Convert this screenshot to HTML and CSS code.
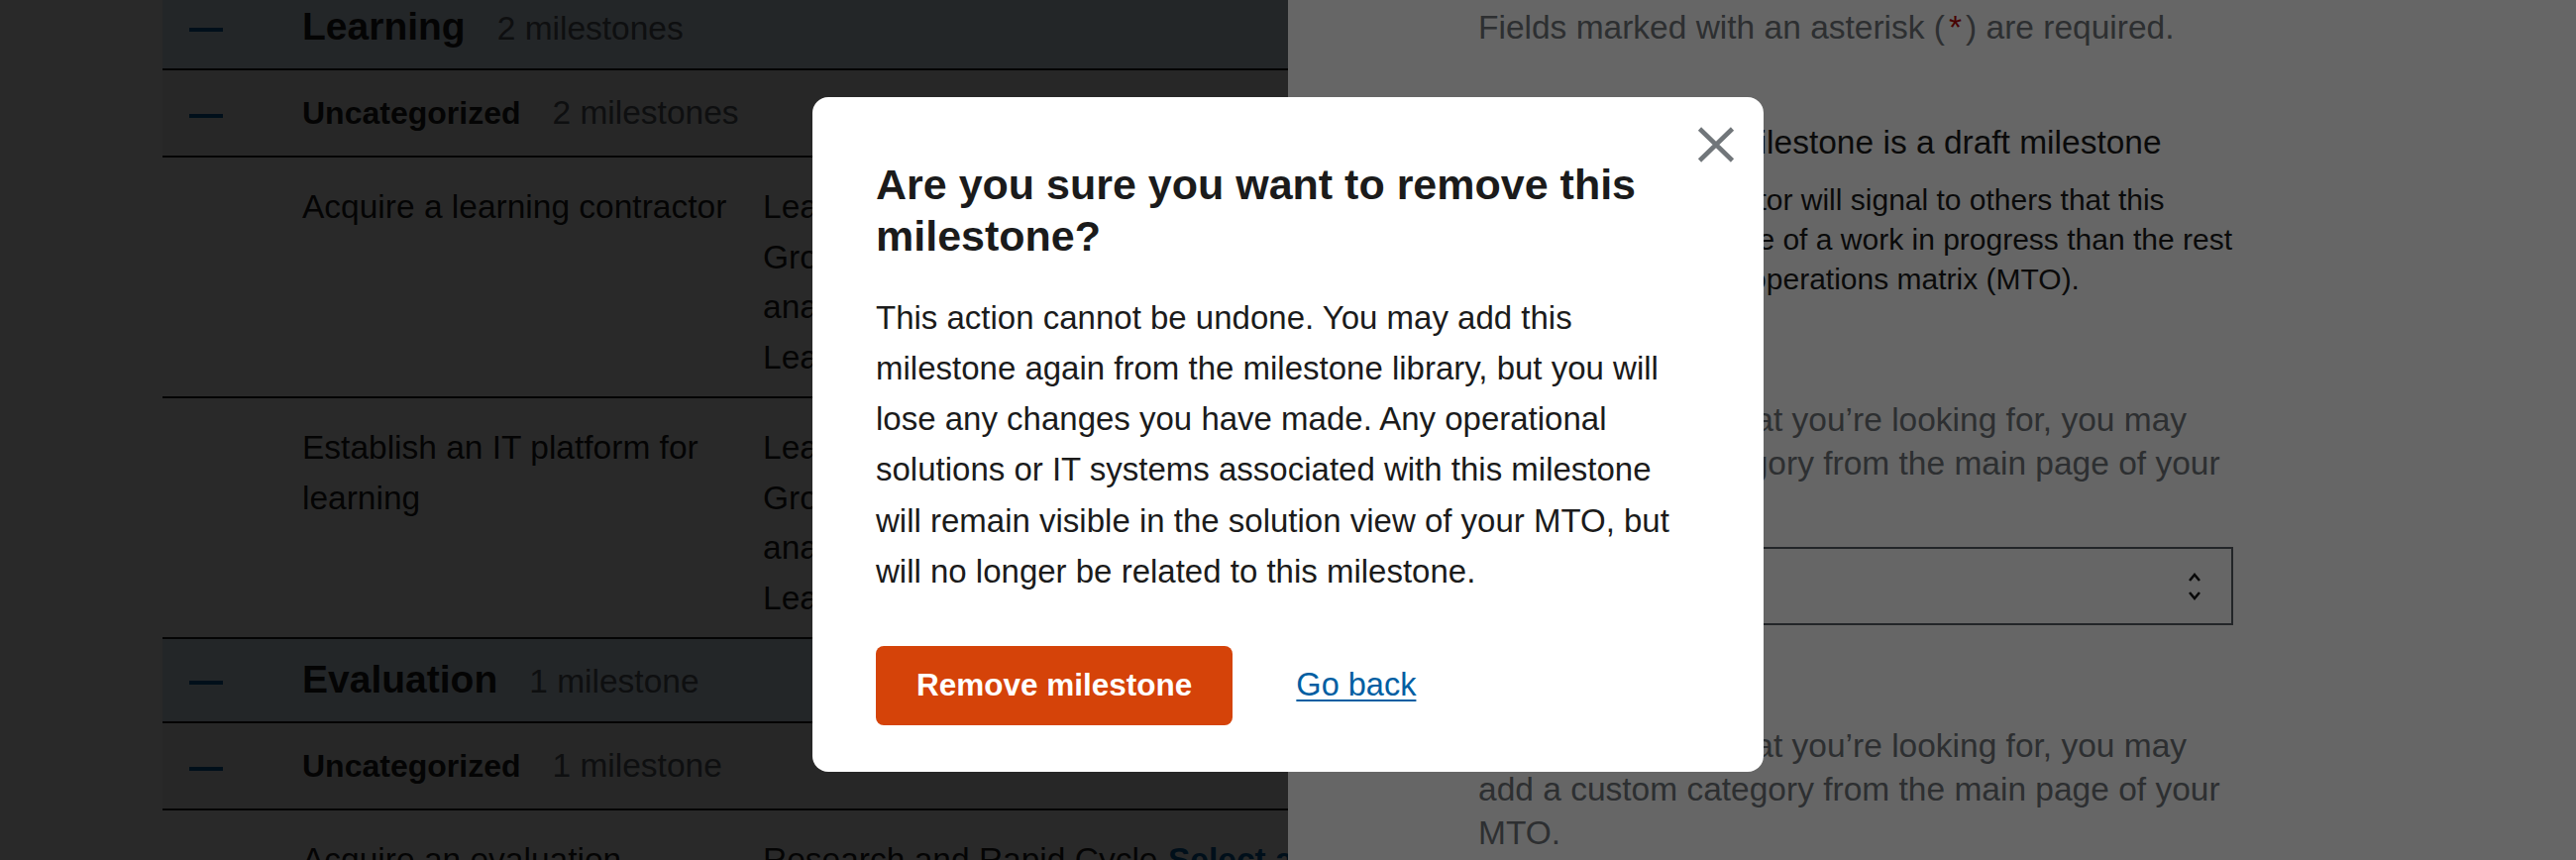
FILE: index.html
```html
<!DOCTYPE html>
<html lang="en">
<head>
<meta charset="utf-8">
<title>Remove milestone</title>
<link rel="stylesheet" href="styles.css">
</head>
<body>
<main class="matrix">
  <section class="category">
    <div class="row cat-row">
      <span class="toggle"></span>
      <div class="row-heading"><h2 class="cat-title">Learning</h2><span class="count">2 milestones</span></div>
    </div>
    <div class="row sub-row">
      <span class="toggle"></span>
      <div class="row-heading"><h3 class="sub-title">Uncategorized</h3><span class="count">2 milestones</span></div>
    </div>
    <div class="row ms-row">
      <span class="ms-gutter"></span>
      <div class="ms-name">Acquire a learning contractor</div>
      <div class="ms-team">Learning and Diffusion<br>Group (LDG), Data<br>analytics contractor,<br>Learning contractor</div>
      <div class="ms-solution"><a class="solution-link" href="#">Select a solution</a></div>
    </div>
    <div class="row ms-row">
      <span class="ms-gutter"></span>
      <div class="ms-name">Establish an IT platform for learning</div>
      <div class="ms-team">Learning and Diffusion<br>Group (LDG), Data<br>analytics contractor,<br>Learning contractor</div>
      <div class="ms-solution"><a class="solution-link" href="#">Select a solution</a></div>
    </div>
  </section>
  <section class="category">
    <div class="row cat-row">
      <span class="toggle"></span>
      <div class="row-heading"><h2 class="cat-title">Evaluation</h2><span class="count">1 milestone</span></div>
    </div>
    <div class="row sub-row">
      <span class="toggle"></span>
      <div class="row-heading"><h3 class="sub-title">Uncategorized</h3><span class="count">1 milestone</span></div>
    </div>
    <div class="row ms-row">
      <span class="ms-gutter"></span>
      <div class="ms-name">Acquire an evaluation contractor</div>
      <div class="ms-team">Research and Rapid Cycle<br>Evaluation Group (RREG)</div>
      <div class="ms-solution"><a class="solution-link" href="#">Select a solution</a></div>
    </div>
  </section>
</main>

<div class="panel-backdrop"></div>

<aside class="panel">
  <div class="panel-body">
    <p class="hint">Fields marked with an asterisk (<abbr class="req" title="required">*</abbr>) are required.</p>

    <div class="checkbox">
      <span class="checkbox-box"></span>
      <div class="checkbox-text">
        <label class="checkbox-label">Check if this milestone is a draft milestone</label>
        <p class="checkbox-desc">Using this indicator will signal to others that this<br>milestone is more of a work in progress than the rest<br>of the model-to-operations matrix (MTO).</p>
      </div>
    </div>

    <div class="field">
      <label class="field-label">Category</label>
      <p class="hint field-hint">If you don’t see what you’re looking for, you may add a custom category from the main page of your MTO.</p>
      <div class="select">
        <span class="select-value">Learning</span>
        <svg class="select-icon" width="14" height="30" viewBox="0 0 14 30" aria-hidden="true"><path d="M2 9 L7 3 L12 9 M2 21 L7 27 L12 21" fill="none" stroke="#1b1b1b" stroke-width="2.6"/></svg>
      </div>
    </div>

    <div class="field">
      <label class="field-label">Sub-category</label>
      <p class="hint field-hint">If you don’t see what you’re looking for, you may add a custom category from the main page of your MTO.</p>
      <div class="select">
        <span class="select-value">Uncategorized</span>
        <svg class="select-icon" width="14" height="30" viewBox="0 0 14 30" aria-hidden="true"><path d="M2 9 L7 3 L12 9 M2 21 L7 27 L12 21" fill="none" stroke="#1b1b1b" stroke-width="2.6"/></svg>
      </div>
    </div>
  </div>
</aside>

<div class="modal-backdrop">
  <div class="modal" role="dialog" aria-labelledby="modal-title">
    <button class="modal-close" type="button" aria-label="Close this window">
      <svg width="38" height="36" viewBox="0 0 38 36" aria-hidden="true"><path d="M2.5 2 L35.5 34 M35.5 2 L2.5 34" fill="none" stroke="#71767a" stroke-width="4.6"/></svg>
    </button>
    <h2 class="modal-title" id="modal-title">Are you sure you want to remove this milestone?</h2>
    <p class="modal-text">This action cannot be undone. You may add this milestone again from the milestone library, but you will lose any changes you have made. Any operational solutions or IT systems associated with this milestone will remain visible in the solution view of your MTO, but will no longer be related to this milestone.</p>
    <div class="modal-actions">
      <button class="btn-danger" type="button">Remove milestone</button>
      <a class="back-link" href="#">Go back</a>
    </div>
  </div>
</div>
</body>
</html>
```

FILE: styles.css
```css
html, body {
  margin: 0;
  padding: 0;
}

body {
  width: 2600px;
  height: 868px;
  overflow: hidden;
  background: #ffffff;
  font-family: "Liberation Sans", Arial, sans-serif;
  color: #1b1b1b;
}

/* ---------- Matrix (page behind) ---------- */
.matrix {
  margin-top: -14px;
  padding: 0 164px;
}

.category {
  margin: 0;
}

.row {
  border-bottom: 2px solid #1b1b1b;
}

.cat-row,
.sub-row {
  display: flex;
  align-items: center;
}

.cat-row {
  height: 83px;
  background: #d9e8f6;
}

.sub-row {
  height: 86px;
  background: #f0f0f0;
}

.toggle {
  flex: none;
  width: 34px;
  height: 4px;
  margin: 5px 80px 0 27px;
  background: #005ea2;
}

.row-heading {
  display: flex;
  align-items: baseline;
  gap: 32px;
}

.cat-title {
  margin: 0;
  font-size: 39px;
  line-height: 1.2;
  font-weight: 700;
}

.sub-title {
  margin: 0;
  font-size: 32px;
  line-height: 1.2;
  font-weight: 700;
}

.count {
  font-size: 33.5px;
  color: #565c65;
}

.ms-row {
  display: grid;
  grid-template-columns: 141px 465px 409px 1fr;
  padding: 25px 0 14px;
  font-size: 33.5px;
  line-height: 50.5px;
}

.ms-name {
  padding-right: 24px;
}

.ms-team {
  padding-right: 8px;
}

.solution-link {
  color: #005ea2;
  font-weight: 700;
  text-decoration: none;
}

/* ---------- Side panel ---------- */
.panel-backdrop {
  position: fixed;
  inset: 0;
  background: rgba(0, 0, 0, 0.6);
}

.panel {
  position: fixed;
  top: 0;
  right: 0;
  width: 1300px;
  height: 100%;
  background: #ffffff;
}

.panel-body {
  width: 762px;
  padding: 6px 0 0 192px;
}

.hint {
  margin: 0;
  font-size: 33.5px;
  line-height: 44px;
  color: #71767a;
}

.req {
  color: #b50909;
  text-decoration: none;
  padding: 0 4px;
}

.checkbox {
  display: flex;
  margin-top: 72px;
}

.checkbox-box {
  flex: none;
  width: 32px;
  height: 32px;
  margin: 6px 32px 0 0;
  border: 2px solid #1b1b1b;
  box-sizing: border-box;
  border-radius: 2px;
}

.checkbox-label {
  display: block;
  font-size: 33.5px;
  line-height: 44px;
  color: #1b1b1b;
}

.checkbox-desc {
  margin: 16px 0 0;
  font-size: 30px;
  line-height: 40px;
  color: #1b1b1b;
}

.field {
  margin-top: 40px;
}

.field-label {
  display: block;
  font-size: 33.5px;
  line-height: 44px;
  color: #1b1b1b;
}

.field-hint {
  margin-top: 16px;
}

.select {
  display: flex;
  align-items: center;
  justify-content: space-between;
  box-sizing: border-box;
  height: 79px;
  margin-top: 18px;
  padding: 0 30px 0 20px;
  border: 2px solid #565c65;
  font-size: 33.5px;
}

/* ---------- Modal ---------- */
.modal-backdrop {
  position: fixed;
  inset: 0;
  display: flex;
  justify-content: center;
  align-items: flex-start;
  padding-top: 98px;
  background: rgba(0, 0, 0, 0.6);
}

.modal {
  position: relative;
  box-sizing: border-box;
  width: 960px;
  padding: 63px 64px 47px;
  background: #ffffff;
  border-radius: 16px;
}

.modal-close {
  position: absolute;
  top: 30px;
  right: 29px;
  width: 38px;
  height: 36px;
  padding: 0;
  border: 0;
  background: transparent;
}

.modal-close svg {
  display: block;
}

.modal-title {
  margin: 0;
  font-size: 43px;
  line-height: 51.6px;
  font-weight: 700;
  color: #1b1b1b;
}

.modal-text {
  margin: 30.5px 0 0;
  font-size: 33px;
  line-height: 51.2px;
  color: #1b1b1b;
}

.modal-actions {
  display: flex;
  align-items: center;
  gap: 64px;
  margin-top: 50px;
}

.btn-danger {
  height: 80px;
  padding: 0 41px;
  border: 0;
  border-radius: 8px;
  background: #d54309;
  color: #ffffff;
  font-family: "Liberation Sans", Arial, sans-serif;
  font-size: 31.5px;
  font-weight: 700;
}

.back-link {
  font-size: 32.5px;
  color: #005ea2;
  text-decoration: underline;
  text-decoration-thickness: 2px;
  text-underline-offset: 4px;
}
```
-*-
▸ **Work to be completed**
Copy every line in the listing above where the string "this" turns up.

▸ **Response to the task**
Convert this screenshot to HTML and CSS code.
        <label class="checkbox-label">Check if this milestone is a draft milestone</label>
        <p class="checkbox-desc">Using this indicator will signal to others that this<br>milestone is more of a work in progress than the rest<br>of the model-to-operations matrix (MTO).</p>
    <button class="modal-close" type="button" aria-label="Close this window">
    <h2 class="modal-title" id="modal-title">Are you sure you want to remove this milestone?</h2>
    <p class="modal-text">This action cannot be undone. You may add this milestone again from the milestone library, but you will lose any changes you have made. Any operational solutions or IT systems associated with this milestone will remain visible in the solution view of your MTO, but will no longer be related to this milestone.</p>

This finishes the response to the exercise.